Time to end the scourge of gender-based violence
Activists across the world are engaging in 16 days of action to eliminate gender-based violence as shocking statistics show the scale of devastation caused by such violence.
The days of action started on 25 November – the International Day for the Elimination of Violence against Women – and continue until 10 December.
This year’s theme #HearMeToo reflects on the importance of shining a light on the scale of gender-based violence in our community.
In Australia, one woman is killed every week at the hand of their current or former partner and one in three women will survive domestic or family violence in their lifetime.
Activists from all over the world are choosing to wear orange, posting resources on social media using the hashtags #HearMeToo and #OrangeTheWorld and making a contribution within their community to prevent gender-based violence.
Teachers may choose, with the support of their principal, to talk to high school students about the impacts of domestic violence and highlight the days of action.
Teachers are reminded that any student disclosures arising from such classroom discussions may be supported in a timely way by the school counsellor, chaplain, nurse or psychologist.
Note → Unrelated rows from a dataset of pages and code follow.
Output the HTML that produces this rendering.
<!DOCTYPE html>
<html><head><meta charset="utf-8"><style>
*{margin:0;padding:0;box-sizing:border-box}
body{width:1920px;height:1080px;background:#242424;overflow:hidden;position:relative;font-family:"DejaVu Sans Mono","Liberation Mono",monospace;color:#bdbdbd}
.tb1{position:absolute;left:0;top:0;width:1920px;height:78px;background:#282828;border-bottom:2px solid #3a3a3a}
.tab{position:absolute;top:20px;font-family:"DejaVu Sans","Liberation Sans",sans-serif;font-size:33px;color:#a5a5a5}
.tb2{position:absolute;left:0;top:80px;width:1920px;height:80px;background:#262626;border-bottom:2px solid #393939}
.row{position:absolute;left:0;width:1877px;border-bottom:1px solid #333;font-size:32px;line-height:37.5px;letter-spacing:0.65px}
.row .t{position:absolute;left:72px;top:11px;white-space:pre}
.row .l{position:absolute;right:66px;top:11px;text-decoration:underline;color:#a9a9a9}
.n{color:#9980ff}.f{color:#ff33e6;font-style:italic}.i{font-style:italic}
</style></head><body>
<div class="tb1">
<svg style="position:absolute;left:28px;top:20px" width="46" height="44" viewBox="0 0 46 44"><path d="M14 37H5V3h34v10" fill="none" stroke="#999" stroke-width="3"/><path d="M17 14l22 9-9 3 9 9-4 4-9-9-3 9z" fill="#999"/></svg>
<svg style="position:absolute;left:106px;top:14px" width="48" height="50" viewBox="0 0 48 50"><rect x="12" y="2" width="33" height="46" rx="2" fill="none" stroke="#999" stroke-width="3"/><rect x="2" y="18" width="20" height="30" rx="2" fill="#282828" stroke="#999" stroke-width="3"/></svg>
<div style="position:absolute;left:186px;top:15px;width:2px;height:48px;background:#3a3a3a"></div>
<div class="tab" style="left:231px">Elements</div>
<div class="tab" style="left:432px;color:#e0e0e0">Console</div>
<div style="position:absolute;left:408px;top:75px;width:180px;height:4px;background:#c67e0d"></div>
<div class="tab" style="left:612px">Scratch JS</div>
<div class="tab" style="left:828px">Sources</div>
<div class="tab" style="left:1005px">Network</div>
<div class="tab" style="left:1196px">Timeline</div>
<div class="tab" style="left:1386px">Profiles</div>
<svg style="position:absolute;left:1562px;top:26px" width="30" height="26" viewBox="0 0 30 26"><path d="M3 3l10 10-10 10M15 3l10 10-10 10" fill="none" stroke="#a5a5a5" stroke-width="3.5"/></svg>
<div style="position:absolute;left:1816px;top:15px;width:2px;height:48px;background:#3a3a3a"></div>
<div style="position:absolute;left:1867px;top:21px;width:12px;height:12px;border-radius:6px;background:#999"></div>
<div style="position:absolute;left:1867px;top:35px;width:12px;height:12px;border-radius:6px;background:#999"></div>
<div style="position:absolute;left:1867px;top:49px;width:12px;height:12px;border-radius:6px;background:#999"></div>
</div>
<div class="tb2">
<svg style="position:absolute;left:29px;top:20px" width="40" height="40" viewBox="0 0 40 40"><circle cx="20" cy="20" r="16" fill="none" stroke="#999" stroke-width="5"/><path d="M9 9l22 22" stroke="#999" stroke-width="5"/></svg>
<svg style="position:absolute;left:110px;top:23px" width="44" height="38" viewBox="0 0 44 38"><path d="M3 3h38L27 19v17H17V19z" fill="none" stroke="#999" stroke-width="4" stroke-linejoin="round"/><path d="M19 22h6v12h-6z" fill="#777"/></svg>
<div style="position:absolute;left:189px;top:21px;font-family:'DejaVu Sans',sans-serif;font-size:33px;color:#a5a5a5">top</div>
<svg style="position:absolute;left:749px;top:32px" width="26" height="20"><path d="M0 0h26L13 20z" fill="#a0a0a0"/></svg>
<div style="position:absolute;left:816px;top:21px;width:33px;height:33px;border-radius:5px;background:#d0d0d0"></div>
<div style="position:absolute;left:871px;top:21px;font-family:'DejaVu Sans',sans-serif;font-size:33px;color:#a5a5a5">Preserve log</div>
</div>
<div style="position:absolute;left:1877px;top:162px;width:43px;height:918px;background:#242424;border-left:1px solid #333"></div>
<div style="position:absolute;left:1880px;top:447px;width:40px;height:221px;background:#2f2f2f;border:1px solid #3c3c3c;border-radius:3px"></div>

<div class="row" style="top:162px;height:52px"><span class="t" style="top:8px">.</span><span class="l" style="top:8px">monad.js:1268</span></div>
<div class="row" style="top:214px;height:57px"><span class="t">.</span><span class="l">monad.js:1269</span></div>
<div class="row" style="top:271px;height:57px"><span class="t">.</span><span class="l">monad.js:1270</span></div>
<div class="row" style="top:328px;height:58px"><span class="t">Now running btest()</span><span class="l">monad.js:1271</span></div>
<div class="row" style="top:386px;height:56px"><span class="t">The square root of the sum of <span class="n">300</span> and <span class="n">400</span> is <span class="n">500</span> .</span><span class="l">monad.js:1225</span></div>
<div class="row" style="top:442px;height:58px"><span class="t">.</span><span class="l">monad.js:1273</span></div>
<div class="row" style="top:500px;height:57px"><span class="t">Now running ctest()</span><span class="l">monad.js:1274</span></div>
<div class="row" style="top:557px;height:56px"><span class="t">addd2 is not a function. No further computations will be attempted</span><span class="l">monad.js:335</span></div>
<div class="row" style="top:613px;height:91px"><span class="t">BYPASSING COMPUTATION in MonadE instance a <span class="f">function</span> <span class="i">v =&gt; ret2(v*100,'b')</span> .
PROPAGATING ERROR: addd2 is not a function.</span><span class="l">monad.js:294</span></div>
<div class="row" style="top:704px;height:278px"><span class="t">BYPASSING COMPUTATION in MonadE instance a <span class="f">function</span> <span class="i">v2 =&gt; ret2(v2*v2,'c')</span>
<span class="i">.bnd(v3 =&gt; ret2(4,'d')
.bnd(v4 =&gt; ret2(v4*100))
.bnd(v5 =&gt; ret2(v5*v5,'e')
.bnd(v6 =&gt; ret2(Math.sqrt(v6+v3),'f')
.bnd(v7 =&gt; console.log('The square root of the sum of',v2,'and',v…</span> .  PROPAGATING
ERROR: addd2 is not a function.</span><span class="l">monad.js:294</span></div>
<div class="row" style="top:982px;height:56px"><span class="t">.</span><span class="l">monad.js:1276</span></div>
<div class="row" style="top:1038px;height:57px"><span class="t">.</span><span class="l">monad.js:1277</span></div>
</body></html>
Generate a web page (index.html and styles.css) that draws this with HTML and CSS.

Any relevant school level or systemic policies regarding reporting requirements where students reveal abuse should also be adhered to.
If you are concerned about yourself, a colleague or a student you can access 24 hour telephone counselling through any of these providers:
- 1800 RESPECT: 1800 737 732
- Lifeline: 13 11 14 or www.lifeline.org.au
- Kids Helpline: 1800 551 800 or www.kidshelp.com.au
Chapters that held or will hold an #orangetheworld day in support of the elimination of violence against women are encouraged to send through photos to email@example.com to be featured on our social media page.
Unions campaign to end sexual harassment at work
Many women also experience gender-based violence in the workplace.
In a recently concluded survey, the Australian Council of Trade Unions (ACTU) found more than 60% of women had been sexually harassed at work.
Of those who had experienced harassment, less than half reported the incident in fear of negative consequences of reporting harassment.
Forms of harassment reported by survey participants included crude or offensive behaviour, unwanted sexual attention, inappropriate physical contact and harassment on social media.
ACTU President Michele O’Neil said everyone had the right to go to work without the fear of harassment and unwanted sexual attention.
“For many people – mainly women – today in Australia this is not the reality. Our workplace laws have failed women who are experiencing harassment at work,” Ms O’Neil said.
Ms O’Neil said employers had an important role to play in ending sexual harassment in workplaces.
“This is a systemic issue in the workplace and employers cannot sit on their hands,” Ms O’Neil said.
“We need to give everyone who is sexually harassed at work fast, effective and inexpensive recourse. No one should have to weigh the cost of holding perpetrators to account."
Ms O’Neil said the entire union movement is committed to a campaign to change the rules on sexual harassment.
“Too many people are working in environments which are not safe; this needs to end.
“We call on all political parties to get behind the campaign to change the rules on sexual harassment in the workplace.”
Only through raising awareness and taking a stand can we truly change these troubling statistics.